● WHAT TO DO
Which lines in the material below contain the word "that"? Copy each of them.

● INFORMATION PROVIDED
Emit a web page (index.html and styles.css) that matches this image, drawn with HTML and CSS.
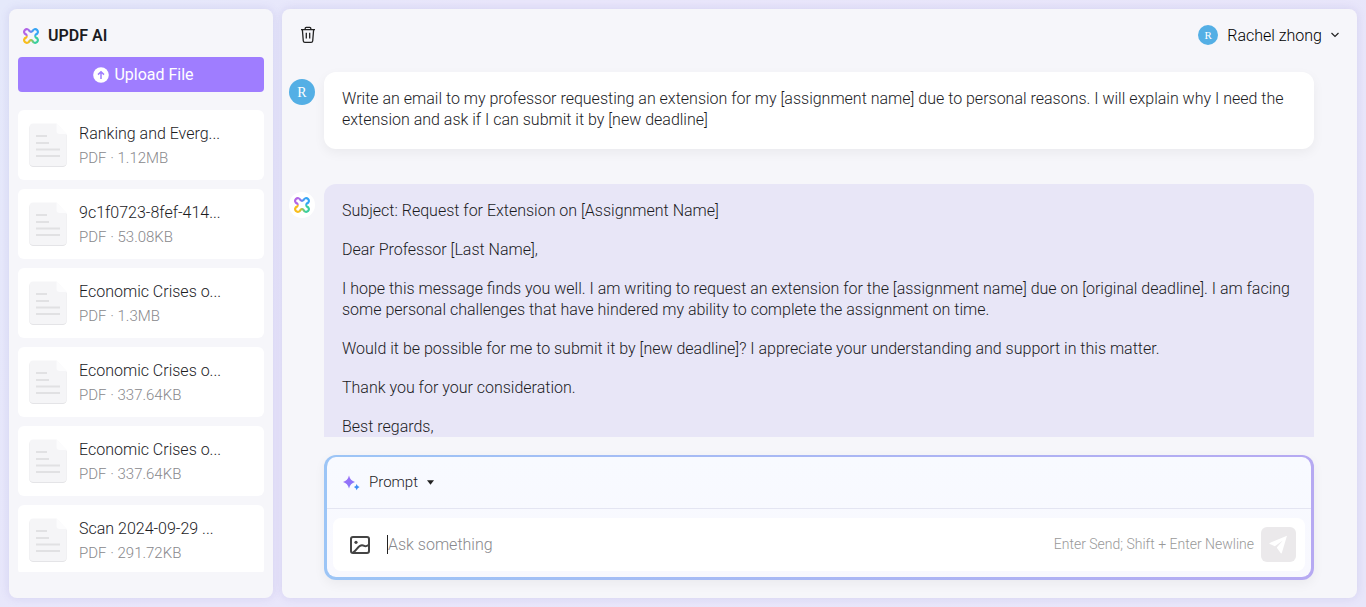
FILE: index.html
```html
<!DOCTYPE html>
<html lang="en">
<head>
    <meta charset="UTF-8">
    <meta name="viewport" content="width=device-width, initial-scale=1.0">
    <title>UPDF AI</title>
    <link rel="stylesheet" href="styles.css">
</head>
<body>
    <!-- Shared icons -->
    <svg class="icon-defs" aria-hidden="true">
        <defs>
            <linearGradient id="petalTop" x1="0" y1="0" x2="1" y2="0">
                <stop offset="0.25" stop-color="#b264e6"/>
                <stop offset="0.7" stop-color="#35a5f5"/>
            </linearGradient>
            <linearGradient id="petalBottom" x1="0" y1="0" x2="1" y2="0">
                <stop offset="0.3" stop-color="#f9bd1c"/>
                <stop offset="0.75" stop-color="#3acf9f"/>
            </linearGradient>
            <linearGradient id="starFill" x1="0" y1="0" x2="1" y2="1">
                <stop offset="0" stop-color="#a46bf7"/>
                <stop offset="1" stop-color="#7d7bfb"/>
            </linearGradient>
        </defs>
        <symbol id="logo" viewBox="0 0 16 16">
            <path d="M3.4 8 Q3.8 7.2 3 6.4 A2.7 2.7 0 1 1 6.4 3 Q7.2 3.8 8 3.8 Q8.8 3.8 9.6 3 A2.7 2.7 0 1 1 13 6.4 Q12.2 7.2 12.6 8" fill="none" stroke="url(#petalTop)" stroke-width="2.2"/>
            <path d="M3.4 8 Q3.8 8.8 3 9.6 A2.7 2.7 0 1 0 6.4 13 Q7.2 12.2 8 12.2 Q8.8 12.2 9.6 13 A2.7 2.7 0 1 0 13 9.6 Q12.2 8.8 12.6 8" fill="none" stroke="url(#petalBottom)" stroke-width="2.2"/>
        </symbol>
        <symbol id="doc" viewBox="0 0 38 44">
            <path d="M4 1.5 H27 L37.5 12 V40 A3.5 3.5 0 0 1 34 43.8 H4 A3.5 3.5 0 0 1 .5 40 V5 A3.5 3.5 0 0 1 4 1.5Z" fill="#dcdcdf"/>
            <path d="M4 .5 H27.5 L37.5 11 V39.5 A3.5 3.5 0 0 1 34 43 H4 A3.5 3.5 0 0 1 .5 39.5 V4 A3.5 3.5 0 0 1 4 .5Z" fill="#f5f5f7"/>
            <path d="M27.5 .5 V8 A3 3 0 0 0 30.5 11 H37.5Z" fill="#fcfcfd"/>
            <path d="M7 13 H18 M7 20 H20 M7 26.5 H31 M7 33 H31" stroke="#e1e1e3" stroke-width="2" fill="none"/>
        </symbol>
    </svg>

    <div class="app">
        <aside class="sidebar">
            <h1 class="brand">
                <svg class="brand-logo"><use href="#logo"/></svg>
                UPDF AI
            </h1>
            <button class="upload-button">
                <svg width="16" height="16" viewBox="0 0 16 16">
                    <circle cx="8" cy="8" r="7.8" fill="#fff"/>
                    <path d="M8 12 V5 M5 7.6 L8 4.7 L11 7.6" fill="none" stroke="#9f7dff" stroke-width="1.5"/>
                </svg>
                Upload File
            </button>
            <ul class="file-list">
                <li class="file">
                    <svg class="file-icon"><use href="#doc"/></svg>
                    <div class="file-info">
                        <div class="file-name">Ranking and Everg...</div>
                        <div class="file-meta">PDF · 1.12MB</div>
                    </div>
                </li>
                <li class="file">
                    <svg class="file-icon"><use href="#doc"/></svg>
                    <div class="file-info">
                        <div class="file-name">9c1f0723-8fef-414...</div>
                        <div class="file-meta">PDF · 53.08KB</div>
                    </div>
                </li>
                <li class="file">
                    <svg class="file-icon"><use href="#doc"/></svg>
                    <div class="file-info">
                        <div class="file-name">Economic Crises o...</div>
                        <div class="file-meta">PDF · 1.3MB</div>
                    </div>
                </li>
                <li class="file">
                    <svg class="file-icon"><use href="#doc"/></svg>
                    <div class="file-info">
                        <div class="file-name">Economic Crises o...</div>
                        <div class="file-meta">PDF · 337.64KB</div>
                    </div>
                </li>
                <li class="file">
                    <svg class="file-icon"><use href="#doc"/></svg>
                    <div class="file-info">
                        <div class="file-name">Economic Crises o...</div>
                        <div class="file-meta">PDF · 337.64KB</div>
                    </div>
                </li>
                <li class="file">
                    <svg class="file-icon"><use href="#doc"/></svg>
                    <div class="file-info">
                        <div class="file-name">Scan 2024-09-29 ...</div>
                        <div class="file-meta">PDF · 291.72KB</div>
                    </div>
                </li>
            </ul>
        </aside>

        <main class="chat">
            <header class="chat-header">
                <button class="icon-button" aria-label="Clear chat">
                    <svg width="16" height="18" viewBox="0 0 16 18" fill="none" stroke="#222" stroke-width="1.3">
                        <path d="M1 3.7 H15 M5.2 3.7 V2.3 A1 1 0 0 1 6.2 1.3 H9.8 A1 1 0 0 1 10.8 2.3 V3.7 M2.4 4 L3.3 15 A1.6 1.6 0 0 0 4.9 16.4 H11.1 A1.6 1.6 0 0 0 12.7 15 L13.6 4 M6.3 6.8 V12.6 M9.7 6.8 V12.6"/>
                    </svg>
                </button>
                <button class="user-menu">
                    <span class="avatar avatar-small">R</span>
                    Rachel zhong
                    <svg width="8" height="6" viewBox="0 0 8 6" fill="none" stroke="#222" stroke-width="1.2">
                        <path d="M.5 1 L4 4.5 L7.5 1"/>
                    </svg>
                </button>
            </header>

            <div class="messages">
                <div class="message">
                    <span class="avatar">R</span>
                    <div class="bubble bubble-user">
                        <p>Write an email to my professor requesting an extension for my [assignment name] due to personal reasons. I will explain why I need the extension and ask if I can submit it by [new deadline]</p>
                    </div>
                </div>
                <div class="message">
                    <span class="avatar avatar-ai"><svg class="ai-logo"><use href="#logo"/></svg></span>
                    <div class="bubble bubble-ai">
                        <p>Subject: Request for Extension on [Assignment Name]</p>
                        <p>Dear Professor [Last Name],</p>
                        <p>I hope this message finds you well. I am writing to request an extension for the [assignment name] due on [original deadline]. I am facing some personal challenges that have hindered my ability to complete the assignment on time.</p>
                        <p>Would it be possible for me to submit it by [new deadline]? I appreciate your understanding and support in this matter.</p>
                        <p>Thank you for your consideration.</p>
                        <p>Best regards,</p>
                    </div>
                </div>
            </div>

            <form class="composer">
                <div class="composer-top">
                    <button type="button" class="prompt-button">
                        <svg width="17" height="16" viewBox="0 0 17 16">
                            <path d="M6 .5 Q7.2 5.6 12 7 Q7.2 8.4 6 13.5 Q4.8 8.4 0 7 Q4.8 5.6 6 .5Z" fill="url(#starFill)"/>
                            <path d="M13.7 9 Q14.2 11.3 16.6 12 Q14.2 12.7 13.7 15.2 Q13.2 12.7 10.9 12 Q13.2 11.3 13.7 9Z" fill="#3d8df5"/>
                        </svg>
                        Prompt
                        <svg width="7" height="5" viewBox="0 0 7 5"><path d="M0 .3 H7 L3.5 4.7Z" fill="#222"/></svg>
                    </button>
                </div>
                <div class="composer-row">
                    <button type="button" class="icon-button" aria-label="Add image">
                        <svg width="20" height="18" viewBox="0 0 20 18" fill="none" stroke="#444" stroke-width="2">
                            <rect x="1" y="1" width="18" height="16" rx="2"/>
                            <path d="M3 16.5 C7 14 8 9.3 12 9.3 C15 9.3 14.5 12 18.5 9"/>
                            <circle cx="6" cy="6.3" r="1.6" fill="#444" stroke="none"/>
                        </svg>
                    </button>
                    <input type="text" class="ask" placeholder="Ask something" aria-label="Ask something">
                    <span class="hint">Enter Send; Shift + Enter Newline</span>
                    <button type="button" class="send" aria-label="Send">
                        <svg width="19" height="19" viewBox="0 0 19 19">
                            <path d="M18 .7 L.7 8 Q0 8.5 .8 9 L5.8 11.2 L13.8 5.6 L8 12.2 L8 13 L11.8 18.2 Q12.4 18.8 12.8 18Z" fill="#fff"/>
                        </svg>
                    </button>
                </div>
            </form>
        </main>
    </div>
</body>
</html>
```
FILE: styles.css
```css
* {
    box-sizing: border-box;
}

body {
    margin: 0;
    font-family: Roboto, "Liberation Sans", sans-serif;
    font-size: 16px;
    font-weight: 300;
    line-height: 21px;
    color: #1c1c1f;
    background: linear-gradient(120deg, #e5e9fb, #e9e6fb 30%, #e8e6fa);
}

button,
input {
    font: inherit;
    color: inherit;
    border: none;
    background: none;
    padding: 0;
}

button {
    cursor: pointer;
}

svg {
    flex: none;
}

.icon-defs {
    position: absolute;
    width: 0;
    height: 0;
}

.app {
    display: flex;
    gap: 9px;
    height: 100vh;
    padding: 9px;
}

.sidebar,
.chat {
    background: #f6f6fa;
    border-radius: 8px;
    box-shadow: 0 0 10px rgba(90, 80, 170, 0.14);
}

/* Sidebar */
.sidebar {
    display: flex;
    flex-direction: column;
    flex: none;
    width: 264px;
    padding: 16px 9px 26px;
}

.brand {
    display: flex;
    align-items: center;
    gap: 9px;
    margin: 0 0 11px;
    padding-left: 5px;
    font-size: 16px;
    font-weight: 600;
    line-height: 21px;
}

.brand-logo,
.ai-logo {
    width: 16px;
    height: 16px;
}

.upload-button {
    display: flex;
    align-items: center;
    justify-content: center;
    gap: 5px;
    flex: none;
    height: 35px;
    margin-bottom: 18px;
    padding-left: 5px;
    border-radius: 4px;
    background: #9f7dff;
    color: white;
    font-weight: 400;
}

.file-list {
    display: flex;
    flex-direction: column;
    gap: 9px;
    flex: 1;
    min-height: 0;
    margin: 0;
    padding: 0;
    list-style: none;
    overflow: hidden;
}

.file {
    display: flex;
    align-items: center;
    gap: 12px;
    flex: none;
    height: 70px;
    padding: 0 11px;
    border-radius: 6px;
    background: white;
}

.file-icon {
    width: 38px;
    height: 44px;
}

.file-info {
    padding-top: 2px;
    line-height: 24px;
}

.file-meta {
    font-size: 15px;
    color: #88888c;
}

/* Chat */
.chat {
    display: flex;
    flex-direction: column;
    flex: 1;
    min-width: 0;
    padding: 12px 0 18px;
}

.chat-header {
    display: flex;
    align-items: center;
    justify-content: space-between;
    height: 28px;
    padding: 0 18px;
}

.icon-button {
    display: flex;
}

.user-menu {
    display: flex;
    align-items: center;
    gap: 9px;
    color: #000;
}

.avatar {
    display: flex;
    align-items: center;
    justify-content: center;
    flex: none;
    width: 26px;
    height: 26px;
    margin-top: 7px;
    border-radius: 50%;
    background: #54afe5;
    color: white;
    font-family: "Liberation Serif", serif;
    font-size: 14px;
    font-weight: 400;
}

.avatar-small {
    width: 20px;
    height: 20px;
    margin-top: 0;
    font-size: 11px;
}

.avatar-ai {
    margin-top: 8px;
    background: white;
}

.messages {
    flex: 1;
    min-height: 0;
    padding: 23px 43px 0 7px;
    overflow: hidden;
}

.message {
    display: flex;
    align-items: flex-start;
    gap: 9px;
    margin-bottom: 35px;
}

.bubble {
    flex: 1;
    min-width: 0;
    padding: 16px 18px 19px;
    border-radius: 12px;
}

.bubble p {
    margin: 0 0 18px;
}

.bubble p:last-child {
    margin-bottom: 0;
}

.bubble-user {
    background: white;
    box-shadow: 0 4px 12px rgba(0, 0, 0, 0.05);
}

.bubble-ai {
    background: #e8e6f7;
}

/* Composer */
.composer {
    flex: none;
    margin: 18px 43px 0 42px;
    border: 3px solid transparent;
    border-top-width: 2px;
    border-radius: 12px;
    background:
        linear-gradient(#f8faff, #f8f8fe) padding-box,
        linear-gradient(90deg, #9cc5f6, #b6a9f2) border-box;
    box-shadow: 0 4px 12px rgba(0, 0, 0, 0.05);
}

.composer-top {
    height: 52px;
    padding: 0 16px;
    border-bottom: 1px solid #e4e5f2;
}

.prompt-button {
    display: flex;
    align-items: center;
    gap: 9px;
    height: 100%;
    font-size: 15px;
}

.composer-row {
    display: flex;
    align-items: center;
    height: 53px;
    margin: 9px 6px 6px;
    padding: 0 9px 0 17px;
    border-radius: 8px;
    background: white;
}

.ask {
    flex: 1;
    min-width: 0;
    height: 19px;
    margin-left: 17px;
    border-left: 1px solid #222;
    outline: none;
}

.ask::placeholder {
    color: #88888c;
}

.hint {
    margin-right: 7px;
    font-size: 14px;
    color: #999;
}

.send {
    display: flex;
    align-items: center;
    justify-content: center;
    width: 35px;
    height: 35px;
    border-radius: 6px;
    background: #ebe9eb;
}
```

● SOLUTION TO THE EXERCISE
Emit a web page (index.html and styles.css) that matches this image, drawn with HTML and CSS.
                        <p>I hope this message finds you well. I am writing to request an extension for the [assignment name] due on [original deadline]. I am facing some personal challenges that have hindered my ability to complete the assignment on time.</p>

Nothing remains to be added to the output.